Definitely right to left, there's a more modern version (1966 :) ) on Youtube that has all the tests but using a diesel engine and carriages
(and it also has a test for speaker polarity as well as phasing).

Mine was a little earlier, 1963 I think, similar to the linked one, may have possibly come with an electronics magazine of the time - I got it from my old man when he stopped building stereo systems for himself.
 

Hacdrag

New Member
I can't trust anything about the last YouTube link, because the channels are wrong, and one of the commentators stated that the phasing was wrong as well. I solved the issue by testing the speakers with this video:


There is more bass during the "In Phase" segment, than the "Out of Phase" segment, so my wiring from the second diagram I found online was correct.

I'm playing around with a 10 Watt per channel amp board, and using some small loudspeakers in MDF enclosures, not using a full-size amplifier or bookshelf speakers. So, as I'm not getting the highest quality sound or best bass response to begin with, I wasn't unable to tell the difference in bass response between correct wiring and wiring that caused the speakers to be out of phase. I had to change the wiring between tests, and the difference in bass response wasn't noticeable enough for me to tell the difference. The YouTube test I linked to let me test the system without changing the wiring and when I was standing in front and in-between the speakers, I could hear the difference.

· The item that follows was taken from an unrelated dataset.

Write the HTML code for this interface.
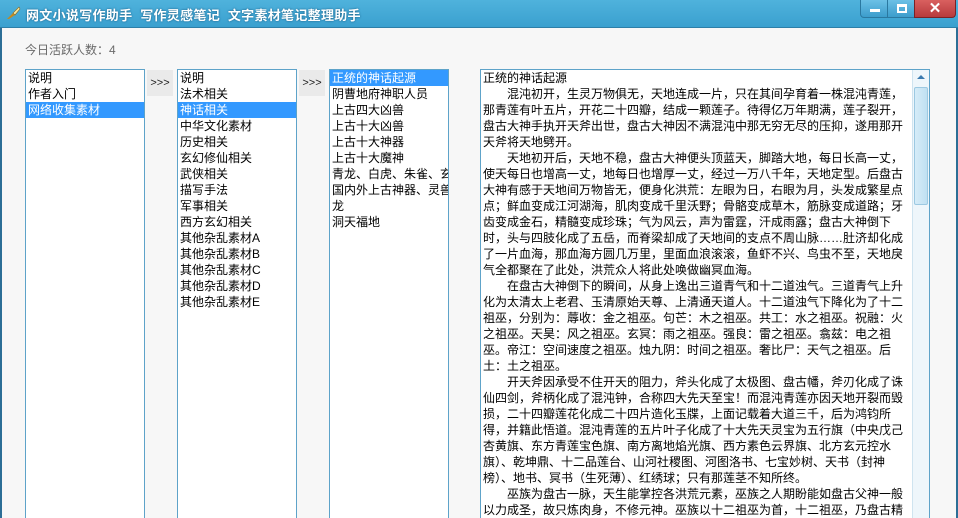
<!DOCTYPE html>
<html style="width:958px;height:518px;overflow:hidden"><head><meta charset="utf-8"><style>
*{margin:0;padding:0;box-sizing:border-box}
body{width:958px;height:518px;overflow:hidden;position:relative;background:#f7f7f7;font-family:"Liberation Sans","Noto Sans CJK SC",sans-serif;font-size:12px;color:#000}
#tb{position:absolute;left:0;top:0;width:958px;height:28px;background:linear-gradient(#4fb2dc,#3aa0cf);border-bottom:1px solid #2d7fa8}
#tb .t{position:absolute;left:26px;top:5px;color:#fff;font-size:13px;font-weight:bold;letter-spacing:0.3px;text-shadow:0 0 2px #1a5a80}
.ico{position:absolute;left:6px;top:6px;width:15px;height:14px}
.btn{position:absolute;top:0;height:18px;border:1px solid #2a78a0;border-top:none}
#bl{position:absolute;left:0;top:28px;width:2px;height:490px;background:#2c6e96}
#br{position:absolute;right:0;top:28px;width:2px;height:490px;background:#2c6e96}
.lb{position:absolute;top:69px;height:460px;background:#fff;border:1px solid #5ea3c9;line-height:16px;padding-top:0}
.lb div{padding-left:2px;white-space:nowrap;overflow:hidden;height:16px}
.sel{background:#3399ff;color:#fff}
.ar{position:absolute;top:70px;width:26px;height:26px;background:#eaeaea;font-size:11px;line-height:26px;text-align:center;color:#222}
#tx{position:absolute;left:480px;top:69px;width:450px;height:460px;background:#fff;border:1px solid #5ea3c9;line-height:16px;padding:0 0 0 2px}
#tx div{white-space:nowrap;height:16px}
#sb{position:absolute;left:912px;top:70px;width:17px;height:448px;background:#eef6fb;border-left:1px solid #cfe4f0}
#sb .th{position:absolute;left:1px;top:17px;width:14px;height:118px;background:linear-gradient(90deg,#d6ecf8,#bfe0f2);border:1px solid #9cc9e2;border-radius:2px}
</style></head><body>
<div id="tb">
<svg class="ico" viewBox="0 0 15 14"><path d="M1 13 L7 7 L9 9 L3 13 Z" fill="#c08a20"/><path d="M7 7 L13 1 L14 3 L9 9Z" fill="#f5e6a0" stroke="#8a6a20" stroke-width="0.6"/></svg>
<div class="t">网文小说写作助手&nbsp; 写作灵感笔记&nbsp; 文字素材笔记整理助手</div>
<div class="btn" style="left:860px;width:28px;background:linear-gradient(#6bc0e6,#3c9dcc);border-radius:0 0 0 4px"><div style="position:absolute;left:9px;top:9px;width:10px;height:3px;background:#fff"></div></div>
<div class="btn" style="left:887px;width:28px;background:linear-gradient(#6bc0e6,#3c9dcc)"><div style="position:absolute;left:9px;top:4px;width:10px;height:9px;border:2px solid #fff;border-top-width:3px"></div></div>
<div class="btn" style="left:914px;width:42px;background:linear-gradient(#d9605f,#b73a3c);border-color:#7a2226;border-radius:0 0 4px 0;color:#fff;font-weight:bold;font-size:15px;text-align:center;line-height:17px">✕</div>
</div>
<div id="bl"></div><div id="br"></div>
<div style="position:absolute;left:25px;top:41px;color:#6a6a6a;font-size:12px">今日活跃人数：4</div>
<div class="lb" style="left:25px;width:120px"><div>说明</div><div>作者入门</div><div class="sel">网络收集素材</div></div>
<div class="ar" style="left:147px">&gt;&gt;&gt;</div>
<div class="lb" style="left:177px;width:120px"><div>说明</div><div>法术相关</div><div class="sel">神话相关</div><div>中华文化素材</div><div>历史相关</div><div>玄幻修仙相关</div><div>武侠相关</div><div>描写手法</div><div>军事相关</div><div>西方玄幻相关</div><div>其他杂乱素材A</div><div>其他杂乱素材B</div><div>其他杂乱素材C</div><div>其他杂乱素材D</div><div>其他杂乱素材E</div></div>
<div class="ar" style="left:299px">&gt;&gt;&gt;</div>
<div class="lb" style="left:329px;width:120px"><div class="sel">正统的神话起源</div><div>阴曹地府神职人员</div><div>上古四大凶兽</div><div>上古十大凶兽</div><div>上古十大神器</div><div>上古十大魔神</div><div>青龙、白虎、朱雀、玄武</div><div>国内外上古神器、灵兽</div><div>龙</div><div>洞天福地</div></div>
<div id="tx">
<div>正统的神话起源</div>
<div>　　混沌初开，生灵万物俱无，天地连成一片，只在其间孕育着一株混沌青莲，</div>
<div>那青莲有叶五片，开花二十四瓣，结成一颗莲子。待得亿万年期满，莲子裂开，</div>
<div>盘古大神手执开天斧出世，盘古大神因不满混沌中那无穷无尽的压抑，遂用那开</div>
<div>天斧将天地劈开。</div>
<div>　　天地初开后，天地不稳，盘古大神便头顶蓝天，脚踏大地，每日长高一丈，</div>
<div>使天每日也增高一丈，地每日也增厚一丈，经过一万八千年，天地定型。后盘古</div>
<div>大神有感于天地间万物皆无，便身化洪荒：左眼为日，右眼为月，头发成繁星点</div>
<div>点；鲜血变成江河湖海，肌肉变成千里沃野；骨骼变成草木，筋脉变成道路；牙</div>
<div>齿变成金石，精髓变成珍珠；气为风云，声为雷霆，汗成雨露；盘古大神倒下</div>
<div>时，头与四肢化成了五岳，而脊梁却成了天地间的支点不周山脉……肚济却化成</div>
<div>了一片血海，那血海方圆几万里，里面血浪滚滚，鱼虾不兴、鸟虫不至，天地戾</div>
<div>气全都聚在了此处，洪荒众人将此处唤做幽冥血海。</div>
<div>　　在盘古大神倒下的瞬间，从身上逸出三道青气和十二道浊气。三道青气上升</div>
<div>化为太清太上老君、玉清原始天尊、上清通天道人。十二道浊气下降化为了十二</div>
<div>祖巫，分别为：蓐收：金之祖巫。句芒：木之祖巫。共工：水之祖巫。祝融：火</div>
<div>之祖巫。天昊：风之祖巫。玄冥：雨之祖巫。强良：雷之祖巫。翕兹：电之祖</div>
<div>巫。帝江：空间速度之祖巫。烛九阴：时间之祖巫。奢比尸：天气之祖巫。后</div>
<div>土：土之祖巫。</div>
<div>　　开天斧因承受不住开天的阻力，斧头化成了太极图、盘古幡，斧刃化成了诛</div>
<div>仙四剑，斧柄化成了混沌钟，合称四大先天至宝！而混沌青莲亦因天地开裂而毁</div>
<div>损，二十四瓣莲花化成二十四片造化玉牒，上面记载着大道三千，后为鸿钧所</div>
<div>得，并籍此悟道。混沌青莲的五片叶子化成了十大先天灵宝为五行旗（中央戊己</div>
<div>杏黄旗、东方青莲宝色旗、南方离地焰光旗、西方素色云界旗、北方玄元控水</div>
<div>旗）、乾坤鼎、十二品莲台、山河社稷图、河图洛书、七宝妙树、天书（封神</div>
<div>榜）、地书、冥书（生死薄）、红绣球；只有那莲茎不知所终。</div>
<div>　　巫族为盘古一脉，天生能掌控各洪荒元素，巫族之人期盼能如盘古父神一般</div>
<div>以力成圣，故只炼肉身，不修元神。巫族以十二祖巫为首，十二祖巫，乃盘古精</div>
</div>
<div id="sb"><div style="position:absolute;left:4px;top:5px;width:0;height:0;border-left:4px solid transparent;border-right:4px solid transparent;border-bottom:4px solid #3a7ab0"></div><div class="th"></div></div>
</body></html>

Thanks for all the replies. The problem is solved!
 

audioguru

Well-Known Member
Most Helpful Member
Your new recording is correct. The out-of-phase parts made me feel weird.
Some modern little speakers produce bass. I saw one on sale at Costco and I could not find their hidden subwoofer because the little speaker was doing it. It gave me goose bumps to hear the bass produced by the little speaker. It was expensive.